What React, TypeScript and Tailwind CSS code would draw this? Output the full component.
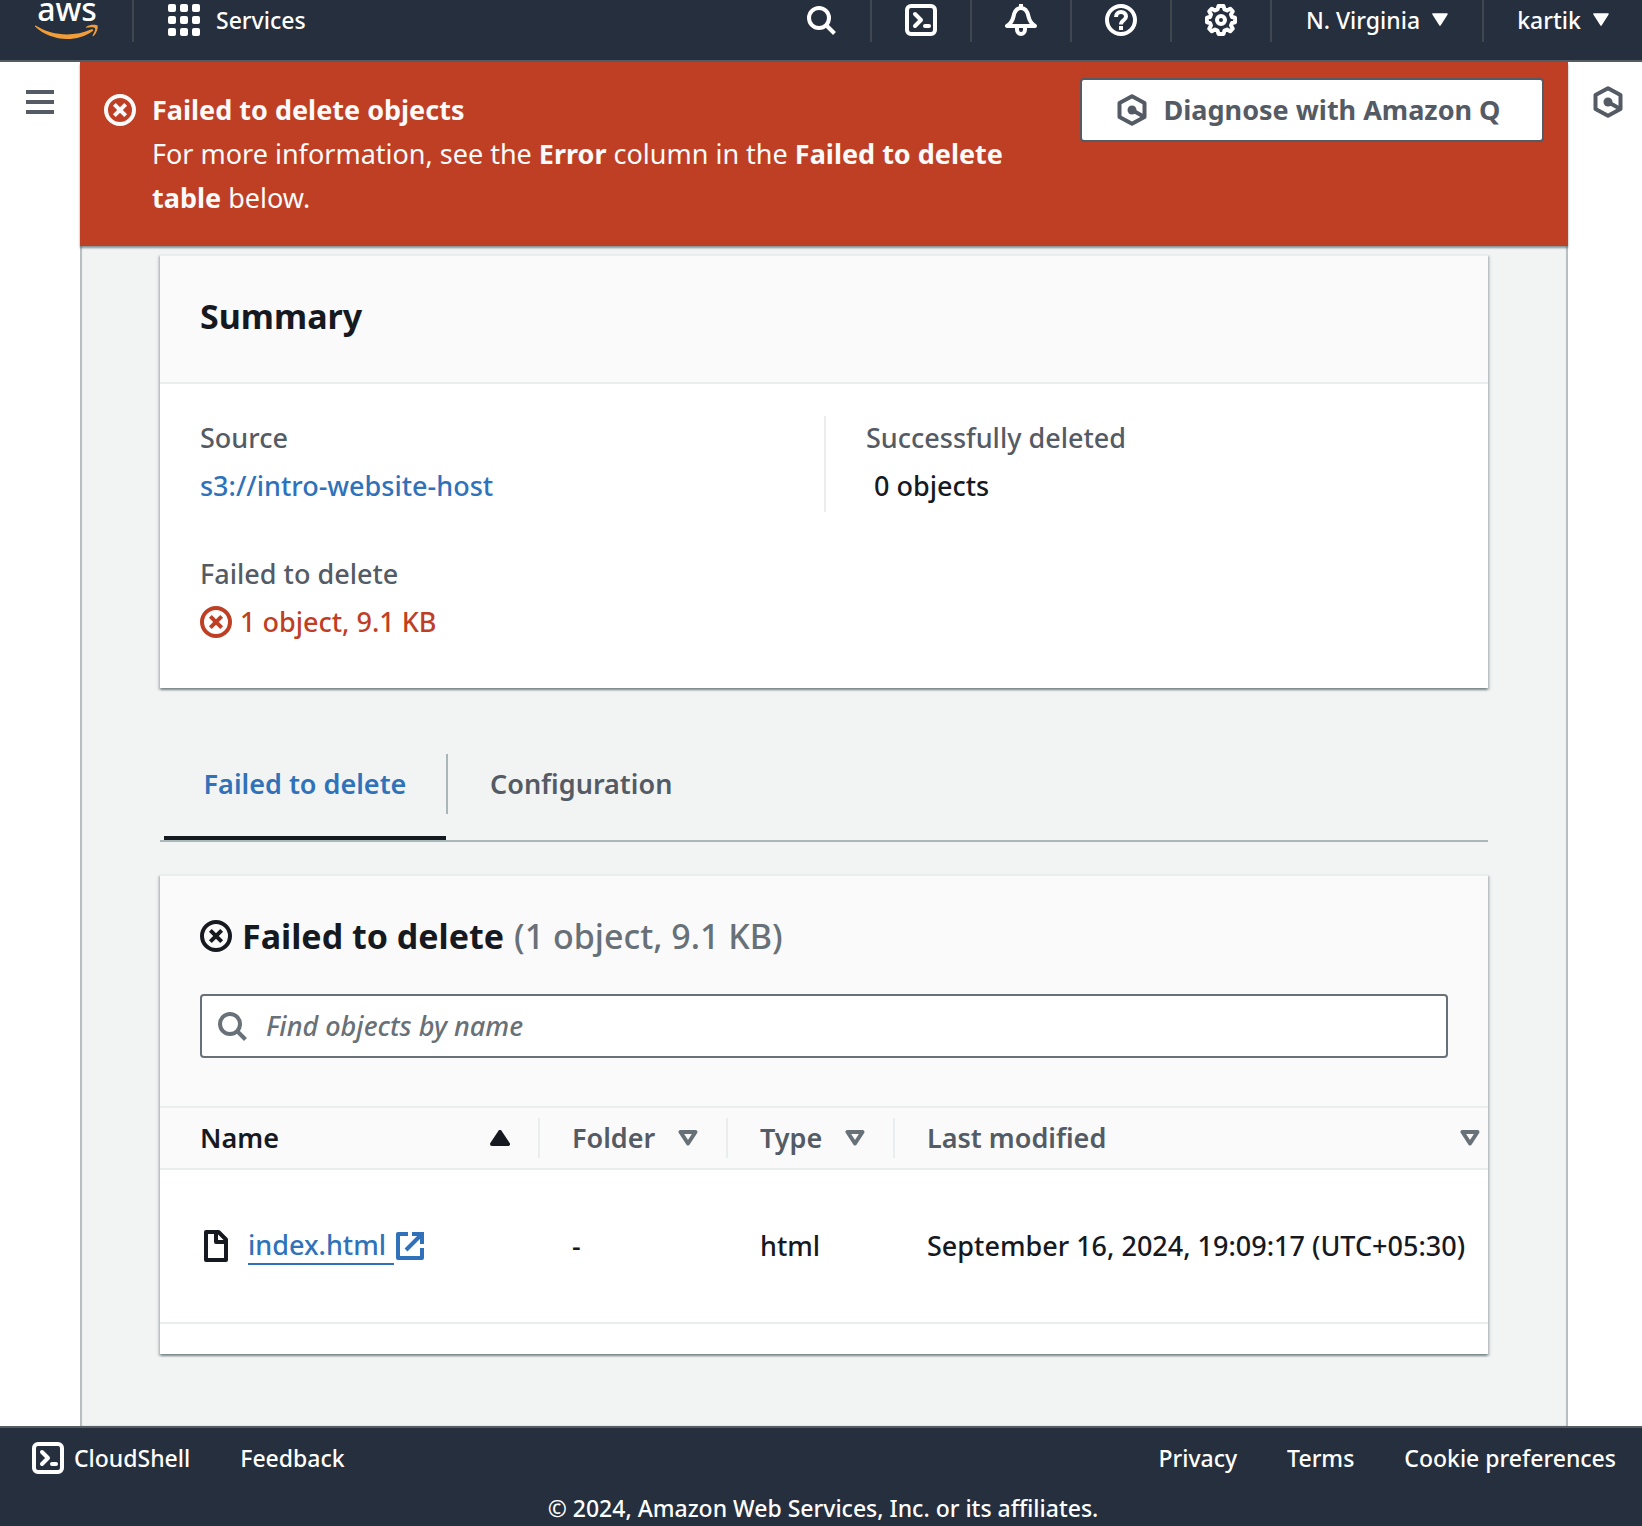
import React from "react";

type IconProps = { className?: string };

const CircleX = ({ className }: IconProps) => (
  <svg viewBox="0 0 16 16" fill="none" stroke="currentColor" strokeWidth="2" className={className} aria-hidden="true">
    <circle cx="8" cy="8" r="7" />
    <path d="m10.830 5.170-5.660 5.660M10.830 10.830 5.170 5.170" />
  </svg>
);

const Search = ({ className }: IconProps) => (
  <svg viewBox="0 0 32 32" fill="none" stroke="currentColor" strokeWidth="4" className={className} aria-hidden="true">
    <circle cx="14" cy="14" r="10" />
    <path d="m21 21 8.500 8.500" />
  </svg>
);

const Shell = ({ className }: IconProps) => (
  <svg viewBox="0 0 32 32" fill="none" stroke="currentColor" strokeWidth="4" className={className} aria-hidden="true">
    <rect x="2" y="2" width="28" height="28" rx="4" />
    <path d="m10 10 6 6-6 6" strokeLinecap="round" strokeLinejoin="round" />
    <path d="M20 22h4" strokeLinecap="round" />
  </svg>
);

const Bell = ({ className }: IconProps) => (
  <svg viewBox="0 0 32 32" fill="none" stroke="currentColor" strokeWidth="4" strokeLinejoin="round" className={className} aria-hidden="true">
    <path d="M2 22h28c-4-2.500-5.500-5-6.500-9.500C22.500 7.500 20.500 4 16 4s-6.500 3.500-7.500 8.500C7.500 17 6 19.500 2 22Z" />
    <path d="M16 0v4" />
    <path d="M12 23v2.500a4 4.500 0 0 0 8 0V23" />
  </svg>
);

const Help = ({ className }: IconProps) => (
  <svg viewBox="0 0 32 32" fill="none" stroke="currentColor" strokeWidth="4" className={className} aria-hidden="true">
    <circle cx="16" cy="16" r="14" />
    <path d="M11 13c0-3 2-5 5-5s5 2 5 4.500c0 4-5 3.500-5 8M16 22v4" />
  </svg>
);

const Gear = ({ className }: IconProps) => (
  <svg viewBox="0 0 32 32" fill="none" stroke="currentColor" strokeWidth="4" strokeLinejoin="round" className={className} aria-hidden="true">
    <path d="M13.500 2h5l1 3.500 2.500 1 3.200-1.800 2.600 2.600L26 10.500l1 2.500 3 .8v4.400l-3 .8-1 2.500 1.800 3.200-2.600 2.600L22 25.500l-2.500 1-1 3.500h-5l-1-3.500-2.500-1-3.200 1.800-2.600-2.600L6 21.500 5 19l-3-.8v-4.400L5 13l1-2.500-1.800-3.200 2.600-2.600L10 6.500l2.500-1Z" />
    <circle cx="16" cy="16" r="4" />
  </svg>
);

const Hexagon = ({ className }: IconProps) => (
  <svg viewBox="0 0 32 32" fill="none" stroke="currentColor" strokeWidth="4" className={className} aria-hidden="true">
    <path d="M16 2.300 28.500 9v14L16 29.700 3.500 23V9Z" strokeLinejoin="round" />
    <path d="m16 16 11.500 6.500" />
    <circle cx="16" cy="16" r="4.500" fill="currentColor" stroke="none" />
  </svg>
);

const FileIcon = ({ className }: IconProps) => (
  <svg viewBox="0 0 24 32" fill="none" stroke="currentColor" strokeWidth="4" strokeLinejoin="round" className={className} aria-hidden="true">
    <path d="M2 2h12.500L22 9.500V30H2Z" />
    <path d="M12 2v10h10" />
  </svg>
);

const External = ({ className }: IconProps) => (
  <svg viewBox="0 0 28 28" fill="none" stroke="currentColor" strokeWidth="4" className={className} aria-hidden="true">
    <path d="M12 2H2v24h24V16" strokeLinejoin="round" />
    <path d="M16 2h10v10M26 2 10 18" />
  </svg>
);

const Caret = ({ className }: IconProps) => (
  <svg viewBox="0 0 16 14" className={className} aria-hidden="true">
    <path d="M1 1h14L8 12Z" fill="currentColor" stroke="currentColor" strokeWidth="1.500" strokeLinejoin="round" />
  </svg>
);

const SortUp = () => (
  <svg viewBox="0 0 20 16" className="h-4 w-5 shrink-0" aria-hidden="true">
    <path d="M10 2 18 14H2Z" fill="currentColor" stroke="currentColor" strokeWidth="4" strokeLinejoin="round" />
  </svg>
);

const SortDown = () => (
  <svg viewBox="0 0 20 16" className="h-4 w-5 shrink-0 text-[#687078]" aria-hidden="true">
    <path d="M2.500 2h15L10 13.500Z" fill="none" stroke="currentColor" strokeWidth="4" strokeLinejoin="round" />
  </svg>
);

const Bar = () => <span className="h-[42px] w-[2px] shrink-0 bg-[#414750]" />;

const cardShadow =
  "shadow-[0_2px_2px_0_rgba(0,28,36,0.3),2px_2px_2px_0_rgba(0,28,36,0.15),-2px_2px_2px_0_rgba(0,28,36,0.15)]";

function TopBar() {
  return (
    <header className="flex h-[62px] items-start border-b-2 border-[#545b64] bg-[#252f3e] text-[23px] font-medium text-white">
      <a href="#home" className="flex w-[132px] shrink-0 flex-col items-center pl-[2px]" aria-label="AWS home">
        <span className="h-[23px] text-[32px] leading-[18px] font-medium">aws</span>
        <svg viewBox="0 0 64 16" className="h-4 w-16 text-[#f19e38]" fill="currentColor" aria-hidden="true">
          <path d="M.6 2.600C10 8.500 21 11.500 32 11.500c8.500 0 16.500-1.800 24.600-5.200 1.200-.5 2.300.8 1.100 1.700C50.500 13.500 41 16 32 16 20 16 8.500 11.500.3 3.800c-.7-.7-.4-1.500.3-1.200Z" />
          <path d="M60 5.200c-1.100-1.500-6-.8-8.500-.5-.7.100-.8-.5-.2-1C55.500.8 61.800 1.700 62.500 2.600c.8 1-.2 7.400-4 10.500-.6.500-1.200.2-.9-.4.900-2.200 3.200-6 2.400-7.500Z" />
        </svg>
      </a>
      <Bar />
      <button className="ml-[34px] flex h-10 items-center gap-4">
        <span className="grid grid-cols-3 gap-1">
          {Array.from({ length: 9 }, (_, i) => (
            <span key={i} className="size-2 rounded-[2px] bg-white" />
          ))}
        </span>
        Services
      </button>
      <div className="ml-auto flex items-start">
        <button aria-label="Search" className="flex h-10 w-[98px] items-center justify-center"><Search className="size-8" /></button>
        <Bar />
        <button aria-label="CloudShell" className="flex h-10 w-[98px] items-center justify-center"><Shell className="size-8" /></button>
        <Bar />
        <button aria-label="Notifications" className="flex h-10 w-[98px] items-center justify-center"><Bell className="size-8" /></button>
        <Bar />
        <button aria-label="Help" className="flex h-10 w-[98px] items-center justify-center"><Help className="size-8" /></button>
        <Bar />
        <button aria-label="Settings" className="flex h-10 w-[98px] items-center justify-center"><Gear className="size-8" /></button>
        <Bar />
        <button className="flex h-10 w-[210px] items-center justify-center gap-3">N. Virginia <Caret className="h-[14px] w-4" /></button>
        <Bar />
        <button className="flex h-10 w-[158px] items-center justify-center gap-3">kartik <Caret className="h-[14px] w-4" /></button>
      </div>
    </header>
  );
}

function ErrorBanner() {
  return (
    <div role="alert" className="flex min-h-[184px] items-start bg-[#bf3f25] px-6 pt-4 font-normal text-[#fafafa] shadow-[0_2px_2px_0_rgba(0,28,36,0.45)]">
      <CircleX className="mt-4 size-8 shrink-0" />
      <div className="mt-[10px] ml-4 flex-1 pr-14 leading-[44px]">
        <h2 className="font-bold">Failed to delete objects</h2>
        <p>
          For more information, see the <b>Error</b> column in the <b>Failed to delete table</b> below.
        </p>
      </div>
      <button className="flex h-16 w-[464px] shrink-0 items-center justify-center gap-4 rounded-[4px] border-2 border-[#545b64] bg-white pr-2 font-bold text-[#545b64]">
        <Hexagon className="size-8" />
        Diagnose with Amazon Q
      </button>
    </div>
  );
}

function Summary() {
  return (
    <section className={`bg-white ${cardShadow}`}>
      <div className="flex h-[130px] items-center border-y-2 border-[#eaeded] bg-[#fafafa] px-10 pb-[6px]">
        <h2 className="text-[34px] font-bold">Summary</h2>
      </div>
      <dl className="grid grid-cols-[624px_1fr] gap-y-10 px-10 pt-8 pb-11 leading-[44px]">
        <div className="h-24">
          <dt className="text-[#545b64]">Source</dt>
          <dd className="mt-1"><a href="#bucket" className="text-[#3072b9]">s3://intro-website-host</a></dd>
        </div>
        <div className="h-24 border-l-2 border-[#eaeded] pl-10">
          <dt className="text-[#545b64]">Successfully deleted</dt>
          <dd className="mt-1 pl-2">0 objects</dd>
        </div>
        <div>
          <dt className="text-[#545b64]">Failed to delete</dt>
          <dd className="mt-1 flex items-center gap-2 text-[#bf3f25]"><CircleX className="size-8" />1 object, 9.1 KB</dd>
        </div>
      </dl>
    </section>
  );
}

function Tabs() {
  return (
    <div role="tablist" className="mt-[60px] flex border-b-2 border-[#aab7b8] font-semibold">
      <button role="tab" aria-selected="true" className="ml-1 flex h-[92px] w-[282px] justify-center border-b-4 border-[#16191f] pt-[14px] text-[#3072b9]">Failed to delete</button>
      <span className="mt-[6px] h-[60px] w-[2px] bg-[#aab7b8]" />
      <button role="tab" aria-selected="false" className="flex h-[92px] px-[42px] pt-[14px] text-[#545b64]">Configuration</button>
    </div>
  );
}

function HeaderCell({ label, last }: { label: string; last?: boolean }) {
  return (
    <th scope="col" aria-sort={label === "Name" ? "ascending" : "none"} className="p-0 py-[10px] text-left font-semibold">
      <button
        className={
          label === "Name"
            ? "flex h-10 w-full items-center justify-between border-r-2 border-[#eaeded] pr-7 pl-10"
            : last
              ? "flex h-10 w-full items-center justify-between pr-2 pl-8 text-[#545b64]"
              : "flex h-10 w-full items-center justify-between border-r-2 border-[#eaeded] pr-7 pl-8 text-[#545b64]"
        }
      >
        {label}
        {label === "Name" ? <SortUp /> : <SortDown />}
      </button>
    </th>
  );
}

function FailedTable() {
  return (
    <section className={`mt-8 overflow-clip bg-white pb-[30px] ${cardShadow}`}>
      <div className="border-y-2 border-[#eaeded] bg-[#fafafa] px-10 pt-[38px] pb-12">
        <h2 className="flex h-11 items-center text-[34px] font-bold">
          <CircleX className="mr-[10px] size-8" />
          Failed to delete
          <span className="ml-[10px] font-medium text-[#687078]">(1 object, 9.1 KB)</span>
        </h2>
        <label className="mt-9 flex h-16 items-center rounded-[4px] border-2 border-[#687078] bg-white px-[14px] text-[#687078]">
          <Search className="size-8 shrink-0" />
          <input aria-label="Find objects by name" placeholder="Find objects by name" className="ml-[18px] w-full bg-transparent outline-none placeholder:text-[#687078] placeholder:italic" />
        </label>
      </div>
      <table className="w-full table-fixed border-collapse">
        <colgroup>
          <col className="w-[380px]" />
          <col className="w-[188px]" />
          <col className="w-[167px]" />
          <col />
        </colgroup>
        <thead className="border-b-2 border-[#eaeded] bg-[#fafafa]">
          <tr>
            <HeaderCell label="Name" />
            <HeaderCell label="Folder" />
            <HeaderCell label="Type" />
            <HeaderCell label="Last modified" last />
          </tr>
        </thead>
        <tbody>
          <tr className="h-[154px] border-b-2 border-[#eaeded]">
            <td className="p-0 pl-11">
              <div className="flex items-center">
                <FileIcon className="h-8 w-6" />
                <a href="#object" className="ml-5 flex items-center text-[#3072b9]">
                  <span className="border-b-2 border-[#3072b9] pr-2 leading-9">index.html</span>
                  <External className="ml-[2px] size-7" />
                </a>
              </div>
            </td>
            <td className="p-0 pl-8">-</td>
            <td className="p-0 pl-8">html</td>
            <td className="p-0 pl-8 whitespace-nowrap">September 16, 2024, 19:09:17 (UTC+05:30)</td>
          </tr>
        </tbody>
      </table>
    </section>
  );
}

function Footer() {
  return (
    <footer className="border-t-2 border-[#545b64] bg-[#252f3e] text-[23px] font-medium text-white">
      <div className="flex h-[60px] items-center pr-[26px] pl-8">
        <button className="flex items-center gap-[10px]"><Shell className="size-8" />CloudShell</button>
        <a href="#feedback" className="ml-[50px]">Feedback</a>
        <nav className="ml-auto flex gap-[50px]">
          <a href="#privacy">Privacy</a>
          <a href="#terms">Terms</a>
          <a href="#cookies">Cookie preferences</a>
        </nav>
      </div>
      <p className="h-[38px] pt-[2px] pl-1 text-center leading-9">© 2024, Amazon Web Services, Inc. or its affiliates.</p>
    </footer>
  );
}

export default function App() {
  return (
    <div className="flex min-h-screen flex-col bg-white font-['Noto_Sans',sans-serif] text-[27px] leading-[44px] font-medium text-[#16191f]">
      <TopBar />
      <div className="flex flex-1">
        <aside className="flex w-20 shrink-0 justify-center pt-7">
          <button aria-label="Open navigation" className="flex h-6 w-7 flex-col gap-[6px]">
            <span className="h-1 w-full bg-[#545b64]" />
            <span className="h-1 w-full bg-[#545b64]" />
            <span className="h-1 w-full bg-[#545b64]" />
          </button>
        </aside>
        <main className="min-w-0 flex-1 bg-[#f2f3f3] shadow-[inset_2px_0_1px_0_rgba(0,28,36,0.25),inset_-2px_0_1px_0_rgba(0,28,36,0.25)]">
          <ErrorBanner />
          <div className="px-20 pt-2 pb-16">
            <Summary />
            <Tabs />
            <FailedTable />
          </div>
        </main>
        <aside className="flex w-[74px] shrink-0 justify-center pt-6 pl-[6px]">
          <button aria-label="Amazon Q" className="size-8 text-[#545b64]"><Hexagon className="size-8" /></button>
        </aside>
      </div>
      <Footer />
    </div>
  );
}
-----
▶ _DESCRIPTION OF THE TASK_: Reproduce each line of the material containing the word "React".

▶ _TASK RESPONSE_:
What React, TypeScript and Tailwind CSS code would draw this? Output the full component.
import React from "react";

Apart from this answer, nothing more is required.